It is always astonishing when a band consistently improves in leaps and bounds with each and every release. One starts to wonder why we even bother to listen to the drivel that comes from other artists, rather than just wait for the next, exponentially improved release from one of these meteoric bands.
It must be noted, though, that TV on the Radio never even started out earthbound. Their very first release, Young Liars, a five song 2003 EP, was a blast of something irreducibly new and cool. Return to Cookie Mountain, in 2006, was even better than all reasonable expectations had allowed. The album title was a reference to a level in Super Mario World, and the album sounded like a video game—alien and strange, fast-moving, animated, full of surprising corners and visceral delights. Cookie Mountain consistently felt like it shouldn’t really work, shouldn’t really make sense, but it did. It was beautiful, and, again, something distinctly new and different.
And now, with Dear Science, TVOTR has done it again. The cold, fascinating videogame world of Cookie Mountain has been injected with humanity and warmth, like Amy Adams falling through the manhole in Enchanted. Suddenly the precise music doesn’t sound quite as calculated; its looser, more alive, more forgiving. The lyrics have moved from war and paranoia to declarations of humanity, and the melodies are prettier and easier, less choppy.
TVOTR has, in a way, progressed all the way through indie rock—from cool but difficult to a band that can produce songs like “Crying” that, minus the blips and bloops and the signature multi-tracked vocals, could have been written by any (talented) songwriter with a sentimental streak and a good ear for chords. The songs on this album are complex and layered, the product of outrageous talent, but they are also accessible, simple to listen to, not off-putting.
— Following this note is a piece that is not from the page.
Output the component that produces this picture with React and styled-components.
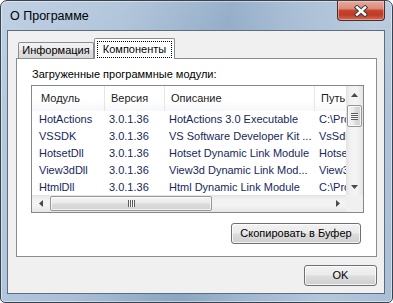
import React from 'react';
import styled, { createGlobalStyle } from 'styled-components';

const modules = [
  { name: 'HotActions', version: '3.0.1.36', desc: 'HotActions 3.0 Executable', path: 'C:\\Program Files\\HotActions\\HotActions.exe' },
  { name: 'VSSDK', version: '3.0.1.36', desc: 'VS Software Developer Kit ...', path: 'VsSdk.dll' },
  { name: 'HotsetDll', version: '3.0.1.36', desc: 'Hotset Dynamic Link Module', path: 'HotsetDll.dll' },
  { name: 'View3dDll', version: '3.0.1.36', desc: 'View3d Dynamic Link Mod...', path: 'View3dDll.dll' },
  { name: 'HtmlDll', version: '3.0.1.36', desc: 'Html Dynamic Link Module', path: 'C:\\Program Files\\HotActions\\HtmlDll.dll' },
];

const columns = [
  { title: 'Модуль', key: 'name', width: 73 },
  { title: 'Версия', key: 'version', width: 60 },
  { title: 'Описание', key: 'desc', width: 150 },
  { title: 'Путь', key: 'path', width: 220 },
];

const Arrow = ({ dir }) => {
  const shapes = {
    up: 'M0 4 L3.5 0 L7 4 Z',
    down: 'M0 0 L7 0 L3.5 4 Z',
    left: 'M4 0 L4 7 L0 3.5 Z',
    right: 'M0 0 L4 3.5 L0 7 Z',
  };
  const vertical = dir === 'up' || dir === 'down';
  return (
    <svg width={vertical ? 7 : 4} height={vertical ? 4 : 7} viewBox={vertical ? '0 0 7 4' : '0 0 4 7'}>
      <path d={shapes[dir]} fill="#4a4a4a" />
    </svg>
  );
};

const CloseIcon = () => (
  <svg width="14" height="12" viewBox="0 0 14 12">
    <path d="M3 2.5 L11 9.5 M11 2.5 L3 9.5" stroke="#3a3f47" strokeWidth="4.4" strokeLinecap="square" />
    <path d="M3 2.5 L11 9.5 M11 2.5 L3 9.5" stroke="#ffffff" strokeWidth="2.4" strokeLinecap="square" />
  </svg>
);

const App = () => {
  return (
    <>
      <GlobalStyle />
      <Window>
        <TitleBar>
          <Title>О Программе</Title>
          <CloseButton aria-label="close">
            <CloseIcon />
          </CloseButton>
        </TitleBar>
        <Client>
          <TabStrip>
            <Tab $width={76}>Информация</Tab>
            <Tab $width={81} $active>
              <FocusLabel>Компоненты</FocusLabel>
            </Tab>
          </TabStrip>
          <Panel>
            <Caption>Загруженные программные модули:</Caption>
            <ListView>
              <ListContent>
                <HeaderRow>
                  {columns.map((c) => (
                    <HeaderCell key={c.key} $width={c.width}>{c.title}</HeaderCell>
                  ))}
                </HeaderRow>
                <Rows>
                  {modules.map((m) => (
                    <Row key={m.name}>
                      {columns.map((c) => (
                        <Cell key={c.key} $width={c.width}>{m[c.key]}</Cell>
                      ))}
                    </Row>
                  ))}
                </Rows>
              </ListContent>
              <VScroll>
                <ScrollButton><Arrow dir="up" /></ScrollButton>
                <VTrack>
                  <VThumb>
                    <Grip $vertical />
                  </VThumb>
                </VTrack>
                <ScrollButton><Arrow dir="down" /></ScrollButton>
              </VScroll>
              <HScroll>
                <ScrollButton><Arrow dir="left" /></ScrollButton>
                <HTrack>
                  <HThumb>
                    <Grip />
                  </HThumb>
                </HTrack>
                <ScrollButton><Arrow dir="right" /></ScrollButton>
              </HScroll>
              <Corner />
            </ListView>
            <PanelFooter>
              <Button $width={130}>Скопировать в Буфер</Button>
            </PanelFooter>
          </Panel>
          <Footer>
            <Button $width={73}>OK</Button>
          </Footer>
        </Client>
      </Window>
    </>
  );
};

export default App;

const GlobalStyle = createGlobalStyle`
  html, body {
    margin: 0;
    padding: 0;
    background: #ffffff;
  }
  body {
    font-family: "Liberation Sans", Arial, sans-serif;
    font-size: 11px;
    color: #000;
  }
  * {
    box-sizing: border-box;
  }
`;

const Window = styled.div`
  width: 393px;
  height: 303px;
  display: flex;
  flex-direction: column;
  padding: 0 7px 8px 6px;
  border: 1px solid #39424d;
  border-radius: 7px 7px 5px 5px;
  background:
    linear-gradient(180deg, rgba(255, 255, 255, 0.12) 0%, rgba(255, 255, 255, 0) 40%),
    linear-gradient(100deg, #b7cbe0 0%, #a9bfd6 28%, #8aa6c3 52%, #9fb7d0 66%, #b3c7dc 85%, #a9bfd6 100%);
  box-shadow: inset 0 0 0 1px rgba(255, 255, 255, 0.45);
  overflow: hidden;
`;

const TitleBar = styled.div`
  height: 29px;
  display: flex;
  justify-content: space-between;
  align-items: flex-start;
`;

const Title = styled.div`
  padding: 8px 0 0 3px;
  font-size: 12.5px;
  line-height: 15px;
  color: #000;
`;

const CloseButton = styled.div`
  width: 48px;
  height: 20px;
  display: flex;
  align-items: center;
  justify-content: center;
  border: 1px solid #4b2c29;
  border-top: none;
  border-radius: 0 0 4px 4px;
  background: linear-gradient(
    180deg,
    #e7ab9c 0%,
    #dc8a78 40%,
    #c54530 50%,
    #bd3a26 72%,
    #d26c53 100%
  );
  box-shadow: inset 0 0 0 1px rgba(255, 220, 210, 0.45);
`;

const Client = styled.div`
  flex: 1;
  display: flex;
  flex-direction: column;
  padding: 7px 7px 0 8px;
  border: 1px solid #5f6c7a;
  background: #f0f0f0;
`;

const TabStrip = styled.div`
  height: 20px;
  display: flex;
  align-items: flex-end;
  padding-left: 2px;
  position: relative;
  z-index: 1;
`;

const Tab = styled.div`
  width: ${(p) => p.$width}px;
  height: ${(p) => (p.$active ? 21 : 16)}px;
  margin-bottom: ${(p) => (p.$active ? -1 : 0)}px;
  display: flex;
  align-items: ${(p) => (p.$active ? 'flex-start' : 'center')};
  justify-content: center;
  padding-top: ${(p) => (p.$active ? 2 : 0)}px;
  border: 1px solid #898c95;
  border-bottom: none;
  border-radius: 2px 2px 0 0;
  background: ${(p) =>
    p.$active ? '#ffffff' : 'linear-gradient(180deg, #f3f3f3 0%, #ebebeb 45%, #dedede 50%, #d9d9d9 100%)'};
  font-size: 11px;
  line-height: 13px;
  white-space: nowrap;
`;

const FocusLabel = styled.span`
  display: block;
  width: 100%;
  margin: 0 2px;
  padding: 1px 4px;
  border: 1px dotted #000;
  text-align: center;
  line-height: 13px;
`;

const Panel = styled.div`
  height: 199px;
  display: flex;
  flex-direction: column;
  padding: 9px 12px 0 14px;
  border: 1px solid #898c95;
  background: #ffffff;
`;

const Caption = styled.div`
  line-height: 13px;
  margin-bottom: 4px;
  padding-left: 1px;
`;

const ListView = styled.div`
  height: 128px;
  display: grid;
  grid-template-columns: 1fr 17px;
  grid-template-rows: 1fr 17px;
  border: 1px solid #828790;
  background: #ffffff;
`;

const ListContent = styled.div`
  overflow: hidden;
  min-width: 0;
`;

const HeaderRow = styled.div`
  height: 25px;
  display: flex;
  background: linear-gradient(180deg, #ffffff 0%, #ffffff 60%, #f6f7f9 100%);
`;

const HeaderCell = styled.div`
  flex: 0 0 ${(p) => p.$width}px;
  padding: 6px 0 0 6px;
  border-right: 1px solid #e3e6ea;
  white-space: nowrap;
  overflow: hidden;
  color: #1b1b1b;
  line-height: 13px;

  &:first-child {
    padding-left: 9px;
  }
`;

const Rows = styled.div`
  display: flex;
  flex-direction: column;
`;

const Row = styled.div`
  height: 17px;
  display: flex;
  align-items: center;
`;

const Cell = styled.div`
  flex: 0 0 ${(p) => p.$width}px;
  padding-left: 4px;
  white-space: nowrap;
  overflow: hidden;
  color: #17285a;
  line-height: 13px;

  &:first-child {
    padding-left: 7px;
  }
`;

const VScroll = styled.div`
  display: flex;
  flex-direction: column;
  background: linear-gradient(90deg, #e3e3e3 0%, #f1f1f1 25%, #f4f4f4 60%, #e6e6e6 100%);
`;

const HScroll = styled.div`
  display: flex;
  background: linear-gradient(180deg, #e3e3e3 0%, #f1f1f1 25%, #f4f4f4 60%, #e6e6e6 100%);
`;

const Corner = styled.div`
  background: #f0f0f0;
`;

const ScrollButton = styled.div`
  flex: 0 0 17px;
  height: 17px;
  width: 17px;
  display: flex;
  align-items: center;
  justify-content: center;
`;

const VTrack = styled.div`
  flex: 1;
  padding: 2px 1px 0;
`;

const HTrack = styled.div`
  flex: 1;
  display: flex;
  padding: 0 0 0 1px;
`;

const VThumb = styled.div`
  height: 22px;
  display: flex;
  align-items: center;
  justify-content: center;
  border: 1px solid #979797;
  border-radius: 2px;
  background: linear-gradient(90deg, #f4f4f4 0%, #eaeaea 45%, #dadada 55%, #d3d3d3 100%);
  box-shadow: inset 0 0 0 1px rgba(255, 255, 255, 0.7);
`;

const HThumb = styled.div`
  width: 162px;
  height: 15px;
  margin-top: 1px;
  display: flex;
  align-items: center;
  justify-content: center;
  border: 1px solid #979797;
  border-radius: 2px;
  background: linear-gradient(180deg, #f4f4f4 0%, #eaeaea 45%, #dadada 55%, #d3d3d3 100%);
  box-shadow: inset 0 0 0 1px rgba(255, 255, 255, 0.7);
`;

const Grip = styled.div`
  width: ${(p) => (p.$vertical ? 7 : 7)}px;
  height: ${(p) => (p.$vertical ? 7 : 7)}px;
  background: ${(p) =>
    p.$vertical
      ? 'repeating-linear-gradient(180deg, #5c5c5c 0px, #5c5c5c 1px, #f7f7f7 1px, #f7f7f7 2px)'
      : 'repeating-linear-gradient(90deg, #5c5c5c 0px, #5c5c5c 1px, #f7f7f7 1px, #f7f7f7 2px)'};
`;

const PanelFooter = styled.div`
  display: flex;
  justify-content: flex-end;
  margin-top: 10px;
  padding-right: 3px;
`;

const Footer = styled.div`
  display: flex;
  justify-content: flex-end;
  margin-top: 8px;
`;

const Button = styled.div`
  width: ${(p) => p.$width}px;
  height: 21px;
  display: flex;
  align-items: center;
  justify-content: center;
  border: 1px solid #707070;
  border-radius: 3px;
  background: linear-gradient(180deg, #f2f2f2 0%, #ebebeb 48%, #dddddd 52%, #cfcfcf 100%);
  box-shadow: inset 0 0 0 1px rgba(255, 255, 255, 0.75);
  font-size: 11px;
  line-height: 13px;
  color: #000;
  white-space: nowrap;
`;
The album’s closer, “Lover’s Day,” is anthemic enough to give Arcade Fire a run for their money, with soaring choruses and complex, driving rhythms. But it’s not about the empty universe or the cold countryside or even religion. Its about sex—“I swear to God you’ll get so hot/It will melt our faces off/Then we can see / the you, the me/ The mirror, outside clock.” And yet it’s so rousing and uplifting, with piccolos and group choirs and that endless drumbeat, that it seems to be speaking for the universe itself. And that’s this album’s true achievement: hooking astonishingly proficient music onto everyday intimate human moments, and painting the whole thing across the sky.
Voices’s Choices: “Golden Age,” “Family Tree,” “Lover’s Day”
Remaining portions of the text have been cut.